Backwater Park
El Dorado County’s Laurie Blazich has written an engaging first play that operates on two levels. Plot-wise, it’s a timely polemic about leapfrogging development, an issue affecting many small communities in the foothills. A well-dressed businessman with local roots wants to replace a tumbledown neighborhood, where cabins and nature exist side by side, with a shopping center full of chain stores. Blazich works in the appropriate concerns: the feelings of the longtime, low-income residents who don’t want to move vs. the promise that the project will create jobs.Beneath that plotline, the play is a portrait of the quirky, privacy-prizing characters who live in the aging bungalows that stand in the way of “progress.” Blazich weaves in a tense relationship between a gay man who owns a glass business (and stands to profit from the new shopping center) and his aging, wheelchair-using mother. She condemns her son’s lifestyle but nonetheless relies on him for help. There’s also a nurse/social worker who has an on-again, off-again romance with a local politician looking to block the shopping center, and a sort of platonic romance between two single retirees who are neighbors. Blazich sprinkles in several other odd but interesting characters.
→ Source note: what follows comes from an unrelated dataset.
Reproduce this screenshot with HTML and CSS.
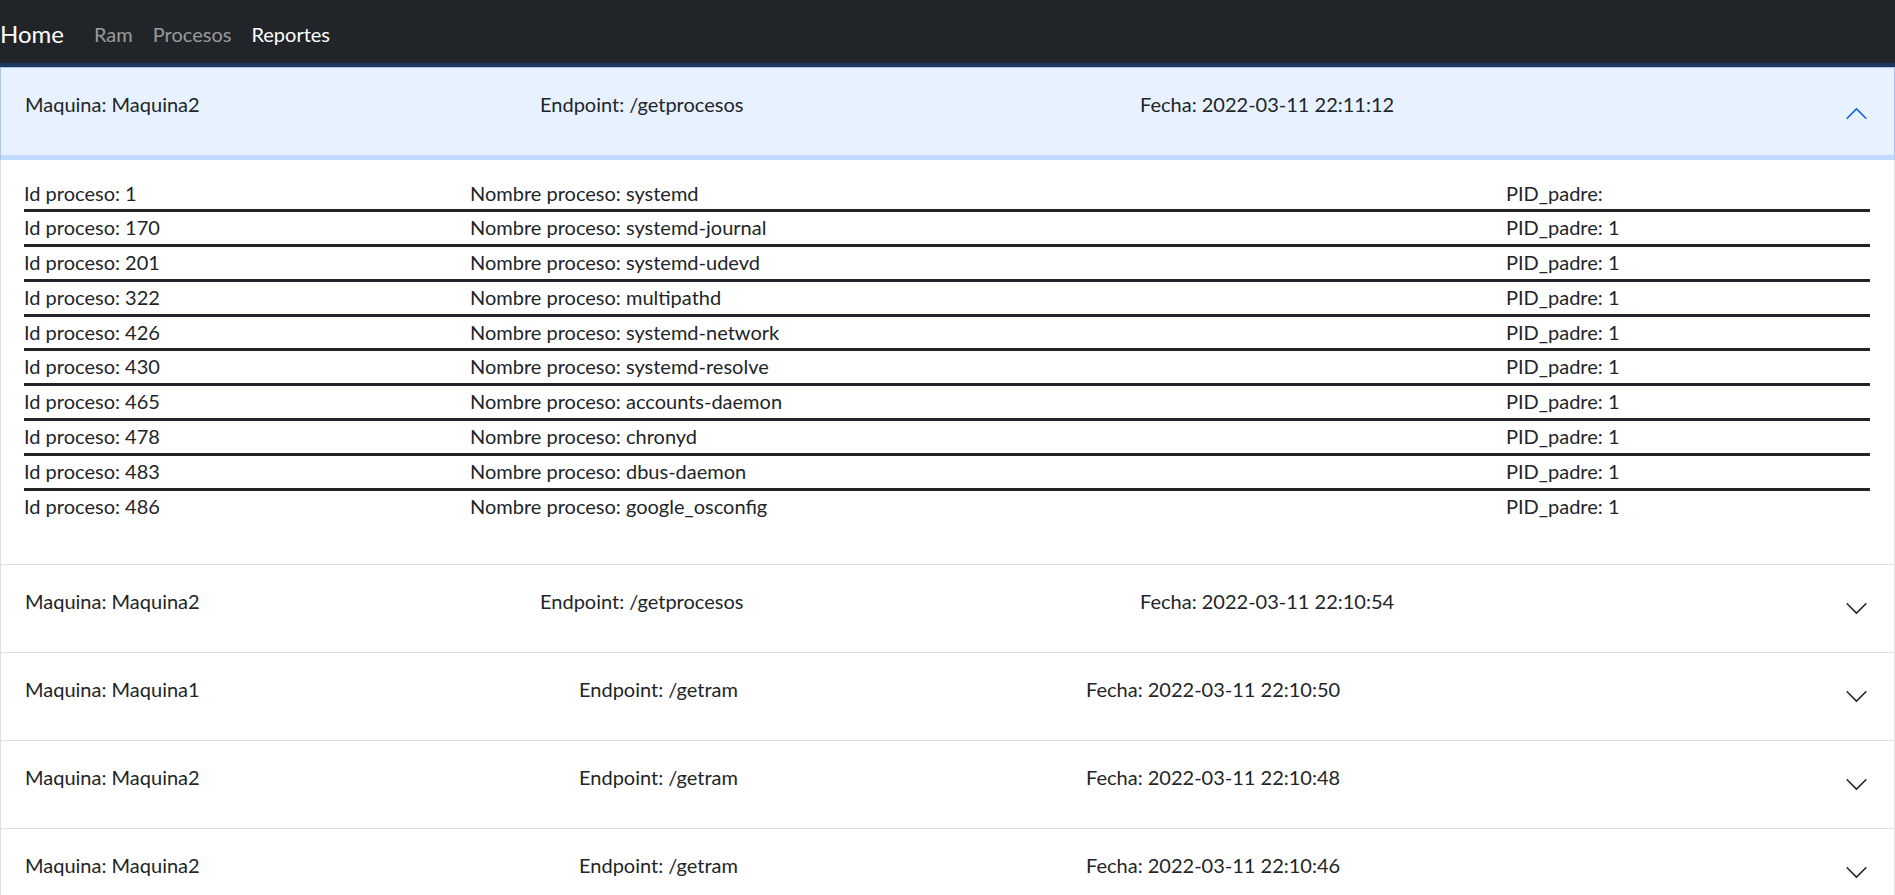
FILE: index.html
```html
<!DOCTYPE html>
<html lang="es">
<head>
<meta charset="utf-8">
<title>Reportes</title>
<link rel="stylesheet" href="styles.css">
</head>
<body>
<nav class="navbar">
  <a class="brand" href="#">Home</a>
  <a class="nav-link" href="#">Ram</a>
  <a class="nav-link" href="#">Procesos</a>
  <a class="nav-link active" href="#">Reportes</a>
</nav>

<div class="accordion">
  <div class="acc-item">
    <h2 class="acc-header">
      <button class="acc-btn open" type="button">
        <span class="hdr hdr-proc"><span>Maquina: Maquina2</span><span>Endpoint: /getprocesos</span><span>Fecha: 2022-03-11 22:11:12</span></span>
        <svg class="chev" viewBox="0 0 16 16"><path fill-rule="evenodd" d="M1.646 4.646a.5.5 0 0 1 .708 0L8 10.293l5.646-5.647a.5.5 0 0 1 .708.708l-6 6a.5.5 0 0 1-.708 0l-6-6a.5.5 0 0 1 0-.708z"/></svg>
      </button>
    </h2>
    <div class="acc-body">
      <ul class="proc-list">
        <li class="proc-row"><span>Id proceso: 1</span><span>Nombre proceso: systemd</span><span>PID_padre: </span></li>
        <li class="proc-row"><span>Id proceso: 170</span><span>Nombre proceso: systemd-journal</span><span>PID_padre: 1</span></li>
        <li class="proc-row"><span>Id proceso: 201</span><span>Nombre proceso: systemd-udevd</span><span>PID_padre: 1</span></li>
        <li class="proc-row"><span>Id proceso: 322</span><span>Nombre proceso: multipathd</span><span>PID_padre: 1</span></li>
        <li class="proc-row"><span>Id proceso: 426</span><span>Nombre proceso: systemd-network</span><span>PID_padre: 1</span></li>
        <li class="proc-row"><span>Id proceso: 430</span><span>Nombre proceso: systemd-resolve</span><span>PID_padre: 1</span></li>
        <li class="proc-row"><span>Id proceso: 465</span><span>Nombre proceso: accounts-daemon</span><span>PID_padre: 1</span></li>
        <li class="proc-row"><span>Id proceso: 478</span><span>Nombre proceso: chronyd</span><span>PID_padre: 1</span></li>
        <li class="proc-row"><span>Id proceso: 483</span><span>Nombre proceso: dbus-daemon</span><span>PID_padre: 1</span></li>
        <li class="proc-row"><span>Id proceso: 486</span><span>Nombre proceso: google_osconfig</span><span>PID_padre: 1</span></li>
      </ul>
    </div>
  </div>

  <div class="acc-item">
    <h2 class="acc-header">
      <button class="acc-btn" type="button">
        <span class="hdr hdr-proc"><span>Maquina: Maquina2</span><span>Endpoint: /getprocesos</span><span>Fecha: 2022-03-11 22:10:54</span></span>
        <svg class="chev" viewBox="0 0 16 16"><path fill-rule="evenodd" d="M1.646 4.646a.5.5 0 0 1 .708 0L8 10.293l5.646-5.647a.5.5 0 0 1 .708.708l-6 6a.5.5 0 0 1-.708 0l-6-6a.5.5 0 0 1 0-.708z"/></svg>
      </button>
    </h2>
  </div>

  <div class="acc-item">
    <h2 class="acc-header">
      <button class="acc-btn" type="button">
        <span class="hdr hdr-ram"><span>Maquina: Maquina1</span><span>Endpoint: /getram</span><span>Fecha: 2022-03-11 22:10:50</span></span>
        <svg class="chev" viewBox="0 0 16 16"><path fill-rule="evenodd" d="M1.646 4.646a.5.5 0 0 1 .708 0L8 10.293l5.646-5.647a.5.5 0 0 1 .708.708l-6 6a.5.5 0 0 1-.708 0l-6-6a.5.5 0 0 1 0-.708z"/></svg>
      </button>
    </h2>
  </div>

  <div class="acc-item">
    <h2 class="acc-header">
      <button class="acc-btn" type="button">
        <span class="hdr hdr-ram"><span>Maquina: Maquina2</span><span>Endpoint: /getram</span><span>Fecha: 2022-03-11 22:10:48</span></span>
        <svg class="chev" viewBox="0 0 16 16"><path fill-rule="evenodd" d="M1.646 4.646a.5.5 0 0 1 .708 0L8 10.293l5.646-5.647a.5.5 0 0 1 .708.708l-6 6a.5.5 0 0 1-.708 0l-6-6a.5.5 0 0 1 0-.708z"/></svg>
      </button>
    </h2>
  </div>

  <div class="acc-item">
    <h2 class="acc-header">
      <button class="acc-btn" type="button">
        <span class="hdr hdr-ram"><span>Maquina: Maquina2</span><span>Endpoint: /getram</span><span>Fecha: 2022-03-11 22:10:46</span></span>
        <svg class="chev" viewBox="0 0 16 16"><path fill-rule="evenodd" d="M1.646 4.646a.5.5 0 0 1 .708 0L8 10.293l5.646-5.647a.5.5 0 0 1 .708.708l-6 6a.5.5 0 0 1-.708 0l-6-6a.5.5 0 0 1 0-.708z"/></svg>
      </button>
    </h2>
  </div>
</div>
</body>
</html>
```

FILE: styles.css
```css
* {
  box-sizing: border-box;
}

html,
body {
  height: 895px;
  overflow: hidden;
}

body {
  margin: 0;
  font-family: Lato, "Liberation Sans", sans-serif;
  font-size: 20px;
  color: #212529;
  background: #fff;
}

.navbar {
  display: flex;
  align-items: center;
  height: 67px;
  background: #212529;
}

.brand {
  font-size: 24px;
  line-height: 36px;
  color: #fff;
  text-decoration: none;
  margin-right: 20px;
}

.nav-link {
  font-size: 20px;
  line-height: 30px;
  padding: 1px 10px 0;
  color: rgba(255, 255, 255, 0.55);
  text-decoration: none;
}

.nav-link.active {
  color: #fff;
}

.acc-item {
  border: 1px solid rgba(0, 0, 0, 0.125);
  border-top: 0;
}

.acc-item:first-child {
  border-top: 1px solid rgba(0, 0, 0, 0.125);
}

.acc-header {
  margin: 0;
  font-size: inherit;
  font-weight: 400;
}

.acc-btn {
  position: relative;
  display: flex;
  align-items: center;
  width: 100%;
  height: 87px;
  padding: 0 25px 0 24px;
  border: 0;
  background: #fff;
  font: inherit;
  color: #212529;
  text-align: left;
}

.acc-btn.open {
  z-index: 3;
  background: #e7f1ff;
  box-shadow: 0 0 0 5px rgba(13, 110, 253, 0.25);
}

.hdr {
  flex: 1;
  align-self: flex-start;
  display: grid;
  padding-top: 21px;
  line-height: 30px;
}

.hdr-proc {
  grid-template-columns: 515px 600px 1fr;
}

.hdr-ram {
  grid-template-columns: 554px 507px 1fr;
}

.chev {
  flex-shrink: 0;
  width: 25px;
  height: 25px;
  fill: #212529;
}

.acc-btn.open .chev {
  fill: #0c63e4;
  transform: translateY(2px) rotate(180deg);
}

.acc-body {
  padding: 22.5px 24px 41.5px 23px;
}

.proc-list {
  list-style: none;
  margin: 0;
  padding: 0;
}

.proc-row {
  display: grid;
  grid-template-columns: 446px 1036px 1fr;
  line-height: 30.8px;
  padding-bottom: 1px;
  border-bottom: 3px solid #212529;
}

.proc-row:last-child {
  border-bottom: 0;
}
```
The first half’s kind of slow and talky, while characters are getting established. But the second half opens with a vivid scene at a meeting of a county board of supervisors. It’s both dramatic and realistic, as the play comes into its own. Blazich’s skills as a playwright lie predominantly in the area of characterization as opposed to storytelling, but the script speaks so directly to our place and time that the play quietly absorbs your attention nonetheless. Director Ed Claudio marshals some good performances from a large cast, which includes veteran community actor Bob DeLucia in his first appearance at this venue.